While gambling was not regulated in Estonia before 1994, nowadays, the most popular gambling forms have all been legalized in the European country. The process of regulating gambling in Estonia started with the enactment of the Lotteries Act of 1994 and the Gambling Act of 1995. Later, to offer a unified piece of legislation that would govern the gambling industry in Estonia, the Gambling Act of 2008 replaced the two old pieces of legislation.
Under the Gambling Act, operators are required to obtain an activity license and an operating permit if they want to conduct gambling services in Estonia. The activity licenses and the operating permits are issued by the Estonian Tax and Customs Board, which is also the authority that regulates the way gambling is conducted by licensed operators.

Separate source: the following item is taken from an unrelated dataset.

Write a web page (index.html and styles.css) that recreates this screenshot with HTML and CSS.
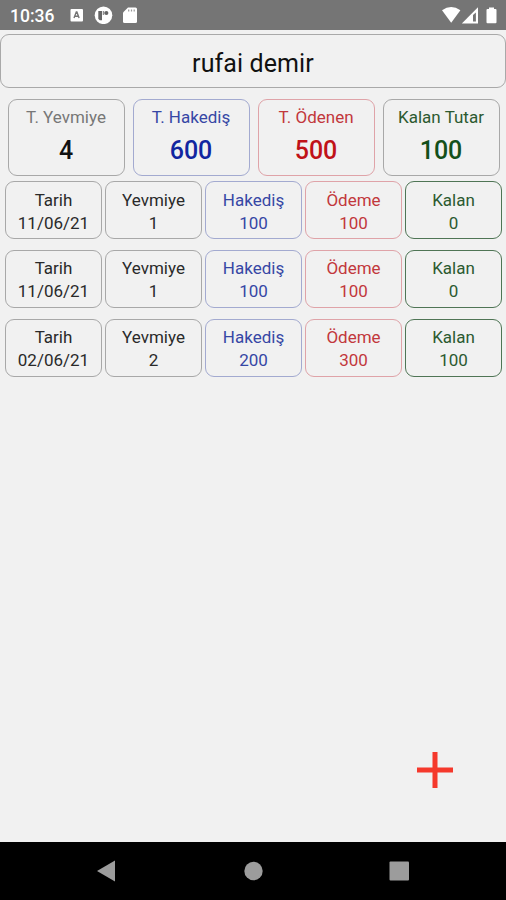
FILE: index.html
```html
<!DOCTYPE html>
<html lang="tr">

<head>
    <meta charset="UTF-8">
    <meta name="viewport" content="width=device-width, initial-scale=1.0">
    <title>rufai demir</title>
    <link rel="stylesheet" href="styles.css">
</head>

<body>
    <div class="status">
        <span class="time">10:36</span>
        <svg class="notice" width="70" height="18" viewBox="0 0 70 18">
            <rect x="1.5" y="3" width="12.5" height="12.5" rx="1" fill="#fff"/>
            <path d="M5 12 7.3 6h.6l2.2 6M6 10.3h3.2" fill="none" stroke="#757575" stroke-width="1.4"/>
            <circle cx="34.5" cy="9.3" r="8.8" fill="#fff"/>
            <path d="M29.3 5h3.7v9.2h-2.3l-1.4-1.4z" fill="#656565"/>
            <circle cx="37.3" cy="7" r="2.1" fill="#656565"/>
            <path d="M34.3 5v4" stroke="#777" stroke-width="1"/>
            <path d="M59 1.5h7.5q1.5 0 1.5 1.5v12.5q0 1.5-1.5 1.5H55.5q-1.5 0-1.5-1.5V6.5z" fill="#fff"/>
            <path d="M59.7 3.5v2M62.5 3.5v2M65.2 3.5v2" stroke="#999" stroke-width="1.2"/>
        </svg>
        <svg class="signal" width="58" height="18" viewBox="0 0 58 18">
            <path d="M1 4.2Q10.2-2.2 19.4 4.2L10.2 16.8z" fill="#fff"/>
            <path d="M37 1.2V17.4H20.8z" fill="#fff"/>
            <path d="M34.9 6.5V15.5H32V9z" fill="#757575"/>
            <path d="M48 1.5h5v1.5h1.5q1 0 1 1V16.2q0 1-1 1h-8q-1 0-1-1V4q0-1 1-1H48z" fill="#fff"/>
        </svg>
    </div>

    <div class="page">
        <h1 class="name">rufai demir</h1>

        <div class="totals">
            <div class="total gray"><p>T. Yevmiye</p><b>4</b></div>
            <div class="total blue"><p>T. Hakediş</p><b>600</b></div>
            <div class="total red"><p>T. Ödenen</p><b>500</b></div>
            <div class="total green"><p>Kalan Tutar</p><b>100</b></div>
        </div>

        <ul class="list">
            <li>
                <div class="cell"><p>Tarih</p><p>11/06/21</p></div>
                <div class="cell"><p>Yevmiye</p><p>1</p></div>
                <div class="cell blue"><p>Hakediş</p><p>100</p></div>
                <div class="cell red"><p>Ödeme</p><p>100</p></div>
                <div class="cell green"><p>Kalan</p><p>0</p></div>
            </li>
            <li>
                <div class="cell"><p>Tarih</p><p>11/06/21</p></div>
                <div class="cell"><p>Yevmiye</p><p>1</p></div>
                <div class="cell blue"><p>Hakediş</p><p>100</p></div>
                <div class="cell red"><p>Ödeme</p><p>100</p></div>
                <div class="cell green"><p>Kalan</p><p>0</p></div>
            </li>
            <li>
                <div class="cell"><p>Tarih</p><p>02/06/21</p></div>
                <div class="cell"><p>Yevmiye</p><p>2</p></div>
                <div class="cell blue"><p>Hakediş</p><p>200</p></div>
                <div class="cell red"><p>Ödeme</p><p>300</p></div>
                <div class="cell green"><p>Kalan</p><p>100</p></div>
            </li>
        </ul>

        <a href="javascript:" class="add">
            <svg width="36" height="36" viewBox="0 0 36 36">
                <path d="M18 0v36M0 18h36" stroke="#f5392c" stroke-width="5"/>
            </svg>
        </a>
    </div>

    <div class="nav">
        <svg width="20" height="22" viewBox="0 0 20 22"><path d="M0 11 18 .5v21z" fill="#9c9c9c"/></svg>
        <svg width="20" height="20" viewBox="0 0 20 20"><circle cx="10.5" cy="10" r="9.2" fill="#9c9c9c"/></svg>
        <svg width="20" height="20" viewBox="0 0 20 20"><rect x=".5" y=".5" width="19.5" height="19" rx="1" fill="#9c9c9c"/></svg>
    </div>
</body>

</html>
```
FILE: styles.css
```css
* {
    margin: 0;
    padding: 0;
    box-sizing: border-box;
}

body {
    height: 900px;
    display: flex;
    flex-direction: column;
    background-color: #f1f1f1;
    font-family: Roboto, "Liberation Sans", sans-serif;
    color: #2a2a2a;
    overflow: hidden;
}

.status {
    height: 30px;
    display: flex;
    align-items: center;
    padding: 0 7px 0 10px;
    background-color: #757575;
    color: #fff;
}

.time {
    width: 59px;
    font-size: 17.5px;
    font-weight: 500;
    padding-top: 1px;
}

.signal {
    margin-left: auto;
}

.page {
    flex: 1;
    display: flex;
    flex-direction: column;
    padding-top: 4px;
}

.name {
    height: 54px;
    border: 1px solid #a9a9a9;
    border-radius: 9px;
    font-size: 25px;
    font-weight: 400;
    line-height: 57px;
    letter-spacing: .1px;
    text-align: center;
    color: #111;
}

.totals {
    display: flex;
    gap: 8px;
    padding: 11px 6.5px 0 7.5px;
}

.total {
    flex: 1;
    height: 77px;
    padding-top: 7px;
    border: 1px solid #a8a8a8;
    border-radius: 9px;
    text-align: center;
}

.total p {
    font-size: 17px;
    line-height: 20px;
}

.total b {
    display: block;
    font-size: 25px;
    font-weight: 500;
    line-height: 28px;
    padding-top: 10px;
}

.list {
    list-style: none;
    display: flex;
    flex-direction: column;
    gap: 10.6px;
    padding: 5.4px 4px 0 5px;
}

.list li {
    display: flex;
    gap: 3px;
}

.cell {
    flex: 1;
    height: 58px;
    padding-top: 6.4px;
    border: 1px solid #a8a8a8;
    border-radius: 9px;
    font-size: 17px;
    line-height: 23px;
    text-align: center;
}

/* 颜色 */
.gray p {
    color: #777;
}

.gray b {
    color: #111;
}

.blue {
    border-color: #a3aad0;
    color: #3647a5;
}

.blue b {
    color: #1226a0;
}

.red {
    border-color: #dfa3a8;
    color: #c2383c;
}

.red b {
    color: #c01218;
}

.green {
    color: #2c5a30;
}

.green b {
    color: #14501a;
}

.cell.green {
    border-color: #4f7555;
}

.add {
    margin: auto 53px 54px auto;
    line-height: 0;
}

.nav {
    height: 58px;
    display: flex;
    justify-content: space-between;
    align-items: center;
    padding: 0 97px;
    background-color: #000;
}
```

In 2008, Estonia legalized online gambling to further expand its regulated gambling market. While the permission for online gambling initially applied only to local companies, in a few years, foreign operators were also allowed to apply for remote gambling licenses from the Estonian licensing authority. While licensed companies can legally offer a variety of gambling activities online, the Estonian government has taken measures to block access to unlicensed operators and prevent illegal online gambling.